### What to work on
Could the lines from the start of the data through the line with "const position = ref('center')" be set down exactly, with no pictures among them?

### Collected data

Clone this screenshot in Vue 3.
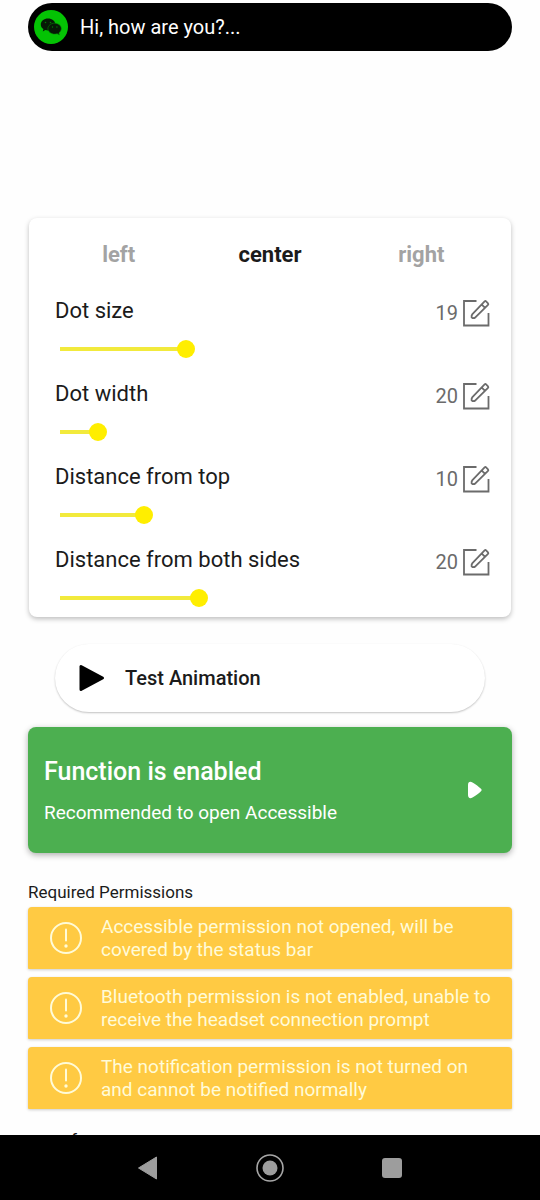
<script setup>
import { ref } from 'vue'

const positions = ['left', 'center', 'right']
const position = ref('center')

const settings = ref([
  { id: 'size', label: 'Dot size', amount: 19, level: 30 },
  { id: 'width', label: 'Dot width', amount: 20, level: 9 },
  { id: 'top', label: 'Distance from top', amount: 10, level: 20 },
  { id: 'sides', label: 'Distance from both sides', amount: 20, level: 33 },
])

const permissions = [
  'Accessible permission not opened, will be covered by the status bar',
  'Bluetooth permission is not enabled, unable to receive the headset connection prompt',
  'The notification permission is not turned on and cannot be notified normally',
]
</script>

<template>
  <div class="screen">
    <main class="content">
      <header class="island">
        <svg class="avatar" viewBox="0 0 34 34" aria-hidden="true">
          <circle cx="17" cy="17" r="17" fill="#04c304" />
          <path d="M14 8.500c-4 0-7.200 2.600-7.200 6 0 2 1.100 3.500 2.600 4.600l-.6 2.300 2.500-1.300c1 .3 1.700.4 2.700.4 4.100 0 7.300-2.500 7.300-6s-3.200-6-7.300-6z" fill="#061806" />
          <path d="M20.600 13.200c3.700 0 6.700 2.400 6.700 5.400 0 1.800-1 3.300-2.400 4.300l.5 2-2.200-1.200c-.8.2-1.700.4-2.600.4-3.700 0-6.700-2.500-6.700-5.500s3-5.400 6.700-5.400z" fill="#061806" stroke="#048804" stroke-width=".6" />
          <g fill="#047804">
            <circle cx="11.500" cy="12.500" r=".8" /><circle cx="16.500" cy="12.500" r=".8" />
            <circle cx="18.500" cy="17" r=".7" /><circle cx="22.900" cy="17" r=".7" />
          </g>
        </svg>
        <span>Hi, how are you?...</span>
      </header>

      <section class="panel">
        <div class="tabs">
          <button
            v-for="name in positions"
            :key="name"
            type="button"
            class="tab"
            :class="{ active: position === name }"
            @click="position = name"
          >{{ name }}</button>
        </div>
        <div v-for="item in settings" :key="item.id" class="setting">
          <div class="setting-head">
            <label :for="item.id">{{ item.label }}</label>
            <button type="button" class="edit" :aria-label="'Edit ' + item.label">
              <span>{{ item.amount }}</span>
              <svg viewBox="0 0 28 28" aria-hidden="true" fill="none" stroke="#6b6b6b" stroke-width="1.800">
                <path d="M14.500 2H2v24.500h24.500V14" />
                <path d="M22.600 2.400q.8-.7 1.500 0l1.900 1.900q.7.800 0 1.500L13.600 18.200q-1.300 1.100-3 1l-1-.9q-.3-1.800.8-3.200zM19.600 5.400l3.400 3.400" stroke-linejoin="round" />
              </svg>
            </button>
          </div>
          <input
            :id="item.id"
            v-model.number="item.level"
            class="slider"
            type="range"
            min="0"
            max="100"
            :style="{ '--level': item.level / 100 }"
          />
        </div>
      </section>

      <button type="button" class="test">
        <svg viewBox="0 0 26 28" aria-hidden="true">
          <path d="M2 2.500v23L23.500 14z" fill="#000" stroke="#000" stroke-width="3" stroke-linejoin="round" />
        </svg>
        <span>Test Animation</span>
      </button>

      <button type="button" class="status">
        <span class="status-text">
          <strong>Function is enabled</strong>
          <span>Recommended to open Accessible</span>
        </span>
        <svg viewBox="0 0 16 18" aria-hidden="true">
          <path d="M1 4C1 1 3 0 5.500 1.500c3.500 2 6 4 8.500 6.300q1.500 1.200 0 2.400c-2.500 2.300-5 4.300-8.500 6.300C3 18 1 17 1 14z" fill="#fff" />
        </svg>
      </button>

      <h2>Required Permissions</h2>
      <ul class="permissions">
        <li v-for="text in permissions" :key="text">
          <button type="button" class="permission">
            <svg viewBox="0 0 32 32" aria-hidden="true">
              <circle cx="16" cy="16" r="15" fill="none" stroke="#fffbd8" stroke-width="2" />
              <path d="M16 7.500v11" stroke="#fffbd8" stroke-width="2" stroke-linecap="round" />
              <circle cx="16" cy="24" r="1.700" fill="#fffbd8" />
            </svg>
            <span>{{ text }}</span>
          </button>
        </li>
      </ul>
      <p class="more">manufacturer</p>
    </main>

    <nav class="navbar">
      <button type="button" aria-label="Back">
        <svg viewBox="0 0 28 28"><path d="M22.500 3v22L4.500 14z" fill="#9d9d9d" stroke="#9d9d9d" stroke-linejoin="round" /></svg>
      </button>
      <button type="button" aria-label="Home">
        <svg viewBox="0 0 28 28"><circle cx="14" cy="14" r="13" fill="none" stroke="#a6a6a6" stroke-width="1.600" /><circle cx="14" cy="14" r="7.500" fill="#9d9d9d" /></svg>
      </button>
      <button type="button" aria-label="Recents">
        <svg viewBox="0 0 28 28"><rect x="4" y="4" width="20" height="20" rx="3" fill="#9d9d9d" /></svg>
      </button>
    </nav>
  </div>
</template>

<style>
body {
  margin: 0;
  background: #fefefe;
}
</style>

<style scoped>
.screen {
  display: flex;
  flex-direction: column;
  height: 100vh;
  font-family: Roboto, "Liberation Sans", sans-serif;
  color: #1b1b1b;
}

.screen * {
  box-sizing: border-box;
}

button {
  margin: 0;
  padding: 0;
  border: 0;
  background: none;
  color: inherit;
  font: inherit;
  text-align: left;
  cursor: pointer;
}

svg {
  display: block;
  flex: none;
}

.content {
  flex: 1;
  min-height: 0;
  overflow: hidden;
  padding: 3px 28px 0;
}

.island {
  display: flex;
  align-items: center;
  gap: 12px;
  height: 48px;
  padding: 0 6px;
  border-radius: 24px;
  background: #000;
  color: #fff;
  font-size: 20px;
}

.avatar {
  width: 34px;
  height: 34px;
}

.panel {
  margin: 167px 1px 0;
  padding: 22px 21px 16px 26px;
  border-radius: 8px;
  background: #fff;
  box-shadow: 0 2px 5px rgba(0, 0, 0, 0.26);
}

.tabs {
  display: grid;
  grid-template-columns: repeat(3, 1fr);
  height: 29px;
  margin: 0 -7px 0 -12px;
}

.tab {
  text-align: center;
  font-size: 22px;
  font-weight: 700;
  color: #a3a3a3;
}

.tab.active {
  color: #1b1b1b;
}

.setting {
  height: 83px;
  padding-top: 25px;
}

.setting-head {
  display: flex;
  align-items: center;
  justify-content: space-between;
  height: 32px;
  font-size: 22px;
}

.edit {
  display: flex;
  align-items: center;
  gap: 4px;
  padding-top: 5px;
  font-size: 20px;
  color: #6b6b6b;
}

.edit svg {
  width: 28px;
  height: 28px;
}

.slider {
  display: block;
  appearance: none;
  width: calc(100% + 4px);
  height: 18px;
  margin: 14px 0 0 -4px;
  background: none;
}

.slider::-webkit-slider-runnable-track {
  height: 18px;
  background-image: linear-gradient(#f2ea3c, #f2ea3c);
  background-position: 9px 7px;
  background-size: calc((100% - 18px) * var(--level)) 4px;
  background-repeat: no-repeat;
}

.slider::-webkit-slider-thumb {
  appearance: none;
  width: 18px;
  height: 18px;
  border-radius: 50%;
  background: #ffee00;
}

.test {
  display: flex;
  align-items: center;
  gap: 20px;
  width: calc(100% - 54px);
  height: 68px;
  margin: 27px 27px 0;
  padding: 0 24px;
  border-radius: 34px;
  background: #fff;
  box-shadow: 0 1px 2px rgba(0, 0, 0, 0.24);
  font-size: 20px;
  font-weight: 500;
}

.test svg {
  width: 26px;
  height: 28px;
}

.status {
  display: flex;
  align-items: center;
  justify-content: space-between;
  width: 100%;
  height: 126px;
  margin-top: 15px;
  padding: 0 29px 0 16px;
  border-radius: 8px;
  background: #4caf50;
  box-shadow: 0 2px 6px rgba(0, 0, 0, 0.32);
  color: #fff;
}

.status svg {
  width: 16px;
  height: 18px;
}

.status-text {
  display: grid;
  gap: 13px;
  padding-top: 5px;
  font-size: 19px;
  line-height: 28px;
}

.status-text strong {
  font-size: 25px;
  font-weight: 500;
}

h2 {
  margin: 29px 0 5px;
  font-size: 17px;
  line-height: 20px;
  font-weight: 400;
}

.permissions {
  display: grid;
  gap: 8px;
  margin: 0;
  padding: 0;
  list-style: none;
}

.permission {
  display: flex;
  align-items: center;
  gap: 19px;
  width: 100%;
  min-height: 62px;
  padding: 0 8px 0 22px;
  border-radius: 4px 4px 1px 1px;
  background: #ffca43;
  box-shadow: 0 1px 3px rgba(0, 0, 0, 0.2);
  color: #fffbd8;
  font-size: 19px;
  line-height: 23px;
}

.permission svg {
  width: 32px;
  height: 32px;
}

.more {
  margin: 19px 0 0;
  font-size: 17px;
  line-height: 24px;
}

.navbar {
  display: flex;
  justify-content: center;
  gap: 94px;
  align-items: center;
  height: 65px;
  flex: none;
  background: #000;
}

.navbar svg {
  width: 28px;
  height: 28px;
}
</style>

### Output for this exercise
Clone this screenshot in Vue 3.
<script setup>
import { ref } from 'vue'

const positions = ['left', 'center', 'right']
const position = ref('center')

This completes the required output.